▶ Task statement
Repeat verbatim, and only, the lines of the data below, beginning at the line that contains "The picture is" and stopping after the line that contains "const [enabled, setEnabled]".

▶ Collected material
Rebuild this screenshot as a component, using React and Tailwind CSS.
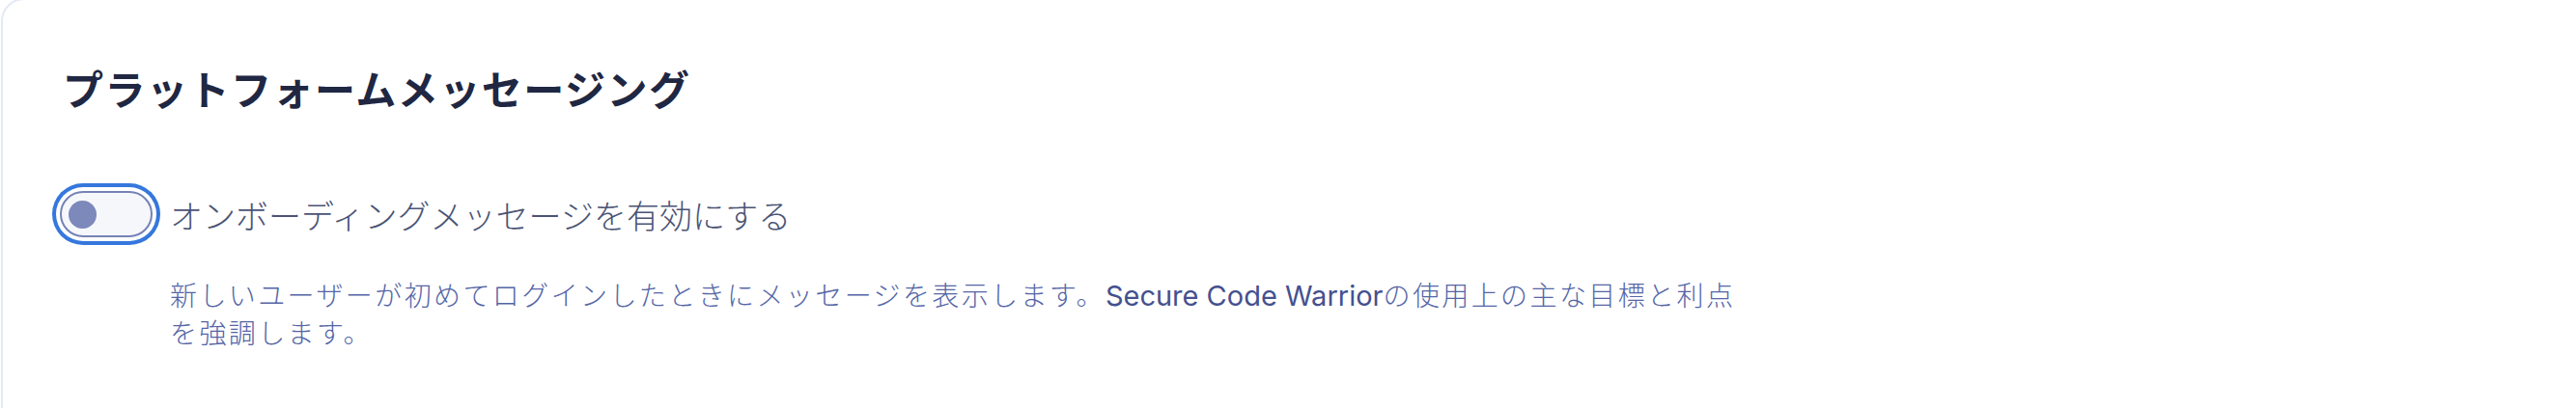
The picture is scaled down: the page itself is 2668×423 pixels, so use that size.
import React, { useState } from "react";

const cjk = { fontFamily: '"Noto Sans CJK JP", "Noto Sans", sans-serif' };
const mixed = { fontFamily: 'Inter, "Noto Sans CJK JP", sans-serif' };

export default function App() {
  const [enabled, setEnabled] = useState(false);

  return (
    <div className="min-h-[423px] bg-white overflow-hidden">
      <section className="-mt-0.5 ml-px min-h-[440px] w-[2700px] rounded-tl-[24px] border-2 border-[#e4e8f4] bg-white pl-[62px] pt-[62px]">
        <h2
          style={cjk}
          className="text-[42px] leading-[1.4] font-bold tracking-[1.5px] text-[#1f2742]"
        >
          プラットフォームメッセージング
        </h2>

        <div className="mt-[76px] flex items-center gap-[18px]">
          <button
            type="button"
            role="switch"
            aria-checked={enabled}
            onClick={() => setEnabled(!enabled)}
            className="ml-[-3px] flex h-[48px] w-[96px] shrink-0 items-center rounded-full border-2 border-[#7482b6] bg-[#f6f7fb] pl-[7px] ring-4 ring-[#3577dd] ring-offset-4 ring-offset-white"
          >
            <span className="block h-[29px] w-[29px] rounded-full bg-[#7d88bb]" />
          </button>
          <span
            style={cjk}
            className="text-[34px] leading-normal font-light tracking-normal text-[#4b5475]"
          >
            オンボーディングメッセージを有効にする
          </span>
        </div>

        <p
          style={mixed}
          className="mt-[39px] ml-[111px] max-w-[1635px] text-[28px] leading-[39px] font-light tracking-[2.4px] text-[#5566a6]"
        >
          新しいユーザーが初めてログインしたときにメッセージを表示します。
          <span className="text-[29px] font-normal tracking-normal text-[#44518f]">Secure Code Warrior</span>
          の使用上の主な目標と利点を強調します。
        </p>
      </section>
    </div>
  );
}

▶ Written answer
The picture is scaled down: the page itself is 2668×423 pixels, so use that size.
import React, { useState } from "react";

const cjk = { fontFamily: '"Noto Sans CJK JP", "Noto Sans", sans-serif' };
const mixed = { fontFamily: 'Inter, "Noto Sans CJK JP", sans-serif' };

export default function App() {
  const [enabled, setEnabled] = useState(false);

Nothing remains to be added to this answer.